Mitch: All right, blame me.
Marylee: I'm not talking about blame. About love. Do you love me, Mitch?
Mitch: Like a brother.
Marylee: I don't want you as a brother.
Mitch: Can't be any other way, Marylee. Don't, please don't waste your life waiting for me.
Marylee: I'll wait, and I'll have you - marriage or no marriage.

When Marylee first meets her very proper sister-in-law Lucy, she warns that she isn't happy about a bride in the family: "I'm allergic to politeness." She makes the inevitable comparison between her self-hating, problematic brother and the manly Mitch - comparisons that have forever doomed Kyle to decaying feelings of inadequacy:

Oh, there's a man for you - or for me, rather.
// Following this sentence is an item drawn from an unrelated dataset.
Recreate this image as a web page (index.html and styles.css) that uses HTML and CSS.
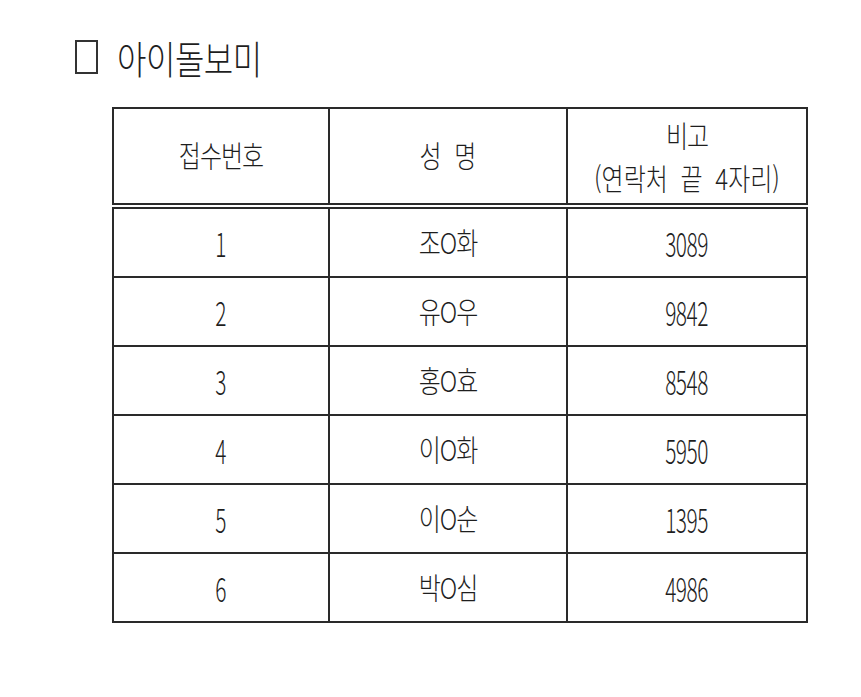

Kyle starts something. Mitch finishes it for him. Kyle falls on his face. Mitch picks him up. Kyle steals. Mitch takes the blame. And there you have the secret story of Kyle Hadley and his electric personality.

They both trade barbs with each other. Lucy claims to be brushing Marylee out of her hair, and Marylee calls the unsuspecting Lucy "still wet behind the ears" in her naive, doomed-to-fail marriage to Kyle.
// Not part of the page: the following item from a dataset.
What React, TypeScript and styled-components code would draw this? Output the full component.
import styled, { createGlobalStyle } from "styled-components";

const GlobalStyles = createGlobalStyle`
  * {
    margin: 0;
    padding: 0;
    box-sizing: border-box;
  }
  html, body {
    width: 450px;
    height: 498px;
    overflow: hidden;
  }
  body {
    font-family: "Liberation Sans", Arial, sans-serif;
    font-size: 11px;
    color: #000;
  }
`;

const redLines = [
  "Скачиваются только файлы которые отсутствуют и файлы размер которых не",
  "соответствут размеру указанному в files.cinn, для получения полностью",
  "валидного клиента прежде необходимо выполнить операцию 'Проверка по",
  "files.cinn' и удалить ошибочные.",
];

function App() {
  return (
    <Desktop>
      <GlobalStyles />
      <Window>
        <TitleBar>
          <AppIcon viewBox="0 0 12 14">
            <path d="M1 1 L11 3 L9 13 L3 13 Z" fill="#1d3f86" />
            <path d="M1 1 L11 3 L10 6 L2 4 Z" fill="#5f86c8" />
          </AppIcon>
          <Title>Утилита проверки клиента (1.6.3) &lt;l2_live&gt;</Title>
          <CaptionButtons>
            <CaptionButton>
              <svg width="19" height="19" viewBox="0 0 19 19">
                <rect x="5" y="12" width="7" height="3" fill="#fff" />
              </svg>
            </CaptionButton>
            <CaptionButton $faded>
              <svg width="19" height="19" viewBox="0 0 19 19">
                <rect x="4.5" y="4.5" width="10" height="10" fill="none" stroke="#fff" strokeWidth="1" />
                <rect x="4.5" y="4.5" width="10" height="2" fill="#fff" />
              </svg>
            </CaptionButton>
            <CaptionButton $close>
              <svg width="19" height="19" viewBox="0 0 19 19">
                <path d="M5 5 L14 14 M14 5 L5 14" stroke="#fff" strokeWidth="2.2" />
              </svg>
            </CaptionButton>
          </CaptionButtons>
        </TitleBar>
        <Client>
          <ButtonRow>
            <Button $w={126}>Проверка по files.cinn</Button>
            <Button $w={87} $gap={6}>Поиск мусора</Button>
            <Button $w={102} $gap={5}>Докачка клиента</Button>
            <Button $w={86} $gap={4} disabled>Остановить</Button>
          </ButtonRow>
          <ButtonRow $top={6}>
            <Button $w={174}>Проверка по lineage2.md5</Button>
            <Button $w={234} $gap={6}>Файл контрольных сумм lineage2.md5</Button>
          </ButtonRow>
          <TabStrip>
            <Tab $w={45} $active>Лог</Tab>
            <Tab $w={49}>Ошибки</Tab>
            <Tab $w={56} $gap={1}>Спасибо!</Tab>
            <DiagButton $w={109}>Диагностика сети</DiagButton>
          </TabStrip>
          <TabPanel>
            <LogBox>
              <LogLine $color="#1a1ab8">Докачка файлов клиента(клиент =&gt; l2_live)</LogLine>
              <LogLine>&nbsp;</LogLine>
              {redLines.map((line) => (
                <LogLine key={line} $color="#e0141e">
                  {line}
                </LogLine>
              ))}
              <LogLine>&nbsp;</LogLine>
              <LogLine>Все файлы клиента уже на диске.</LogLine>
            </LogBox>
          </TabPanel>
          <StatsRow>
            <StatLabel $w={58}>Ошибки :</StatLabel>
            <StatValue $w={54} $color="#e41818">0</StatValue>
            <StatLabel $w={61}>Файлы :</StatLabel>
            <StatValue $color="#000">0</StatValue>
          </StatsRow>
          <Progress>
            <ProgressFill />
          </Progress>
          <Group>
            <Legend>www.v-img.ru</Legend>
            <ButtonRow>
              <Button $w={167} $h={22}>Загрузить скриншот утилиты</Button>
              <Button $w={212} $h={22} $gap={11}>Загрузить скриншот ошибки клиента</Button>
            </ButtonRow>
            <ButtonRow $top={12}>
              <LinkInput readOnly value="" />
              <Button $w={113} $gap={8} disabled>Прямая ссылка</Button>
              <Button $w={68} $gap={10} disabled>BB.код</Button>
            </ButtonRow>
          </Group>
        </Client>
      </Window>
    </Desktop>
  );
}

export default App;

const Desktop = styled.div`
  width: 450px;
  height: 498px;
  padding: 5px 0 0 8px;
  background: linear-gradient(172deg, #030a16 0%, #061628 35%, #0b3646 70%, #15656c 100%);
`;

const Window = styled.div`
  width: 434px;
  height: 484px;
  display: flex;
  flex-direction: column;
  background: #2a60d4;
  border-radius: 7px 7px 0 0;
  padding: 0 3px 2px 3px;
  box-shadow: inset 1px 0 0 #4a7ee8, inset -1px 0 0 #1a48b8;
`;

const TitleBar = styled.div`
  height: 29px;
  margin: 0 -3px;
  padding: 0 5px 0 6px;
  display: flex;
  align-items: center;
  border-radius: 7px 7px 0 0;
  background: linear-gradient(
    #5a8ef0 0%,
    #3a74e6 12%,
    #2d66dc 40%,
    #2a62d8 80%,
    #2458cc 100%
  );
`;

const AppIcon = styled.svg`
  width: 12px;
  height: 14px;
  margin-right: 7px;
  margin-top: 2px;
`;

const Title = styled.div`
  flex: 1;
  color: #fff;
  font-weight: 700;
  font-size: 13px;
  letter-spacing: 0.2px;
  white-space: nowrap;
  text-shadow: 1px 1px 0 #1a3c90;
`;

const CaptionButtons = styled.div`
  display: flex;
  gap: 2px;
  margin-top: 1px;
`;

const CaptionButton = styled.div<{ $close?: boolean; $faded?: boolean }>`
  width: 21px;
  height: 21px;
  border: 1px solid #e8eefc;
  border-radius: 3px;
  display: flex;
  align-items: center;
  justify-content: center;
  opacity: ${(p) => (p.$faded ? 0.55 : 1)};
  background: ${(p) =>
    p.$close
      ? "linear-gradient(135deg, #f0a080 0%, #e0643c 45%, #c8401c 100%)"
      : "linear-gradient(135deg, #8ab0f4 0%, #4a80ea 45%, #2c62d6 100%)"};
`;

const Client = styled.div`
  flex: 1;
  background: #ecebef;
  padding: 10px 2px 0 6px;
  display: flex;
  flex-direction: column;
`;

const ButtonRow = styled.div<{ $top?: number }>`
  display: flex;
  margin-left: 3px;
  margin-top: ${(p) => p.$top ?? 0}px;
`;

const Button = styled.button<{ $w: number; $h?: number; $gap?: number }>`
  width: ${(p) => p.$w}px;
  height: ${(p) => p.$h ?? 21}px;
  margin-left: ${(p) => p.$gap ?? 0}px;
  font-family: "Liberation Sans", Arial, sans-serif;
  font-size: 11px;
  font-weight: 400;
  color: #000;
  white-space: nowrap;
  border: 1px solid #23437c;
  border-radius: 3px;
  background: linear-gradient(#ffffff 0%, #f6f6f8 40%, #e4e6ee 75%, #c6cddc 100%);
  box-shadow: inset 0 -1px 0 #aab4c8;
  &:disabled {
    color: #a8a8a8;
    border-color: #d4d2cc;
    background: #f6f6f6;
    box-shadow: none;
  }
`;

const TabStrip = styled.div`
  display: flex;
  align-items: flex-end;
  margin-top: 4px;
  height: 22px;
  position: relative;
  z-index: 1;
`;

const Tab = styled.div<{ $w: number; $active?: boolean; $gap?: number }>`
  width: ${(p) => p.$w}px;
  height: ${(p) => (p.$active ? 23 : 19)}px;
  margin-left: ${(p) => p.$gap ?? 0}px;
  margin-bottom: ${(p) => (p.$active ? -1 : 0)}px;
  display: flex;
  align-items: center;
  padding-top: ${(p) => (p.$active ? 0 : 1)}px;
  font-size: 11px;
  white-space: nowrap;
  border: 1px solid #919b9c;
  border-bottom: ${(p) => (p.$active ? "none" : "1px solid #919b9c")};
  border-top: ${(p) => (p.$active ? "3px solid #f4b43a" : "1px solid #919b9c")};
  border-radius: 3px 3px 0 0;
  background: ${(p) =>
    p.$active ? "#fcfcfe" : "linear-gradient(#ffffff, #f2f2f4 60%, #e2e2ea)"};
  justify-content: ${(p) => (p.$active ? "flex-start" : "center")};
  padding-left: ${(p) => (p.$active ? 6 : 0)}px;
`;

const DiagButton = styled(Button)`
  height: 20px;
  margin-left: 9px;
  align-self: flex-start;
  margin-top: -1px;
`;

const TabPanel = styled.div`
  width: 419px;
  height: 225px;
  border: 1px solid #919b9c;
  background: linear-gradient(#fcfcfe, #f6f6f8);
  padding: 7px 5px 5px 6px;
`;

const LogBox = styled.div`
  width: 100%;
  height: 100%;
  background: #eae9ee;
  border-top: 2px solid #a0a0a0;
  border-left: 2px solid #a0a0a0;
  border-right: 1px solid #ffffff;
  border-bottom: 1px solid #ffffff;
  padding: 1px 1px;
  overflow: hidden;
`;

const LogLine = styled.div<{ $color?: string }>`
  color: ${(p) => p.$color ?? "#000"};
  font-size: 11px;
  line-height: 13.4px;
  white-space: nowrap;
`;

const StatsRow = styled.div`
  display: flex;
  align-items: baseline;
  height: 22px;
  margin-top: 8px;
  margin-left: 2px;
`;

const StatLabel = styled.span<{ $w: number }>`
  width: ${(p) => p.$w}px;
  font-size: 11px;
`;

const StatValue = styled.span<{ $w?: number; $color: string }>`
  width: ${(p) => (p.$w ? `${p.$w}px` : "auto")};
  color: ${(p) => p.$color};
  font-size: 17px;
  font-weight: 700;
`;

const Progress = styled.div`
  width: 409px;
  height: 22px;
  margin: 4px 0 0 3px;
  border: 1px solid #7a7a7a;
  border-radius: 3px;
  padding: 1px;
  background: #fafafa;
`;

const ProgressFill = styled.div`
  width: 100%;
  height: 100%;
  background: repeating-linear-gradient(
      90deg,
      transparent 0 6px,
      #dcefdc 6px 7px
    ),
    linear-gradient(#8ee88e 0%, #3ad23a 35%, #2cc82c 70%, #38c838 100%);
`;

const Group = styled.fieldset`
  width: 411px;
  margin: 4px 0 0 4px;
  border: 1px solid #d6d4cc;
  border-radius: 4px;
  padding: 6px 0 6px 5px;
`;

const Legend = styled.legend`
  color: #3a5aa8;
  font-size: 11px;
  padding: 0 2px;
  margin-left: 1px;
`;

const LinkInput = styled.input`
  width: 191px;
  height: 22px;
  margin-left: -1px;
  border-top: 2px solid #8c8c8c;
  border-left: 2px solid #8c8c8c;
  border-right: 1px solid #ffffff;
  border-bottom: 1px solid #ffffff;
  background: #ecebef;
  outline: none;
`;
After Kyle's marriage, Mitch becomes brooding ("got a bellyfull of the Hadleys") about his concealed attraction to Lucy - now snatched away and married. Returning home after a hunting excursion with his father Hoak Wayne (Harry Shannon), he carries a double-barreled shotgun [in comparison to Kyle' small pistol!]. He confides in his father that he is contemplating quitting Hadley Oil, moving away from Texas to Iran, and working for Trans American Oil, because of his conflicted feelings about being in love with Kyle's wife, but having to suppress them:

I'm in love with a woman that happens to be Kyle's wife...Strictly one-sided.
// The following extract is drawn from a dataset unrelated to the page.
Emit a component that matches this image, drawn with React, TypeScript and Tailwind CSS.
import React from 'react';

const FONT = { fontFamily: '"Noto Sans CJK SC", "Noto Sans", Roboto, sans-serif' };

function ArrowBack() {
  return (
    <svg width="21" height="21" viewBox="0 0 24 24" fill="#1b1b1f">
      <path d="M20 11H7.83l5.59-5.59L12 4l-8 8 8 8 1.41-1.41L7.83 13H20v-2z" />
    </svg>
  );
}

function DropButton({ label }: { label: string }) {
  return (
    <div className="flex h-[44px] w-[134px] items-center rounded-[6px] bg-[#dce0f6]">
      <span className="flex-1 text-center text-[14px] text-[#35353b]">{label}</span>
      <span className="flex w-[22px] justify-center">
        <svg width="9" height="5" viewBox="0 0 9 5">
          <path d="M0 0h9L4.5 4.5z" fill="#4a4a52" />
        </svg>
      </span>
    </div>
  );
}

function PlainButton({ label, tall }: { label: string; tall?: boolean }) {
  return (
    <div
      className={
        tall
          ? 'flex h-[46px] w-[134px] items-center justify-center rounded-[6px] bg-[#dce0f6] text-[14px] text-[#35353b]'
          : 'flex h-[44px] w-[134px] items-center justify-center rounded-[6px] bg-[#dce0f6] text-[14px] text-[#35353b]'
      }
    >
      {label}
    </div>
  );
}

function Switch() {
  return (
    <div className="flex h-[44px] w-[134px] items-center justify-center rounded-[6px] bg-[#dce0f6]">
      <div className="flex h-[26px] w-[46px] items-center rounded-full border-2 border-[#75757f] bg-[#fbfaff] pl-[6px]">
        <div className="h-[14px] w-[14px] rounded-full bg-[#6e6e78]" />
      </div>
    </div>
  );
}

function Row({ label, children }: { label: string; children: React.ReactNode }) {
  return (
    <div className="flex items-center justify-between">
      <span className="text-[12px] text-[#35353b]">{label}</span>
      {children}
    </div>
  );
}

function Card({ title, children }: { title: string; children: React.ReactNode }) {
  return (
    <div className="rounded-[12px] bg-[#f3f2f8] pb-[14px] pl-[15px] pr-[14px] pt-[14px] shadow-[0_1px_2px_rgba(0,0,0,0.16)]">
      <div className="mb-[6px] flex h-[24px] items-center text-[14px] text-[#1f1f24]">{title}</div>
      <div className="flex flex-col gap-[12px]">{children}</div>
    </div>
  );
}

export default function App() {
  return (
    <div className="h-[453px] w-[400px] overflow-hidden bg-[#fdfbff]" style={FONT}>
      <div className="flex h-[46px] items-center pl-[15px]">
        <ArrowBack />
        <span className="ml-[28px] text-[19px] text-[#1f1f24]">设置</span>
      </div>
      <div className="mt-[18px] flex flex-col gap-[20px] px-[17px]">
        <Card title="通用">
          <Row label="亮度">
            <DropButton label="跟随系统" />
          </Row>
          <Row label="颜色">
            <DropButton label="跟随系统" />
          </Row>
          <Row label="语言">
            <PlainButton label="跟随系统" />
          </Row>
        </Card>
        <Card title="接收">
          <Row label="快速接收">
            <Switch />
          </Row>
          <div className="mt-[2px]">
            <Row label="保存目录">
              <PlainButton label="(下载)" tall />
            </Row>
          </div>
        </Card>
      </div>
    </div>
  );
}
Marylee revisits the river - barefooted and nostalgically-tormented about a vow of undying love from Mitch as a child. [The obviously-artificial interior set appropriately mirrors her self-delusional love for him.] In a well-played, poignant and wordless scene, she hears, in over-dub, the competitive threesome of Mitch (Robert Winans), Kyle (Robert Lyden) and herself (Susan Odin) conversing as younger children:

Young Kyle: Bet you can't throw that far, Mitch.
Young Marylee: Mitch can do everything better than you, Kyle.
Young Kyle: Shut up, Marylee.
Young Marylee: Throw it, Mitch. You made it, Mitch!
Young Kyle: Last one across is a rotten egg. (Splashing sounds)
Young Mitch: Hey, what's that purple stuff on your lips?
Young Marylee: Mulberry juice. Looks like lipstick, doesn't it?
Young Mitch: Yeah, sure does.
Young Marylee: Mitch? Am I beautiful?
Young Mitch: Uh-huh.
Young Marylee: Do you love me?
Young Mitch: Sure, you're my girl.
Young Marylee: When we grow up, you'll marry me, won't you, Mitch? I love you so much.

She turns around and glances at a carved heart on the tree, with the initials MH and MW. She falls against the trunk, sobbing and lusting for Mitch to propose marriage.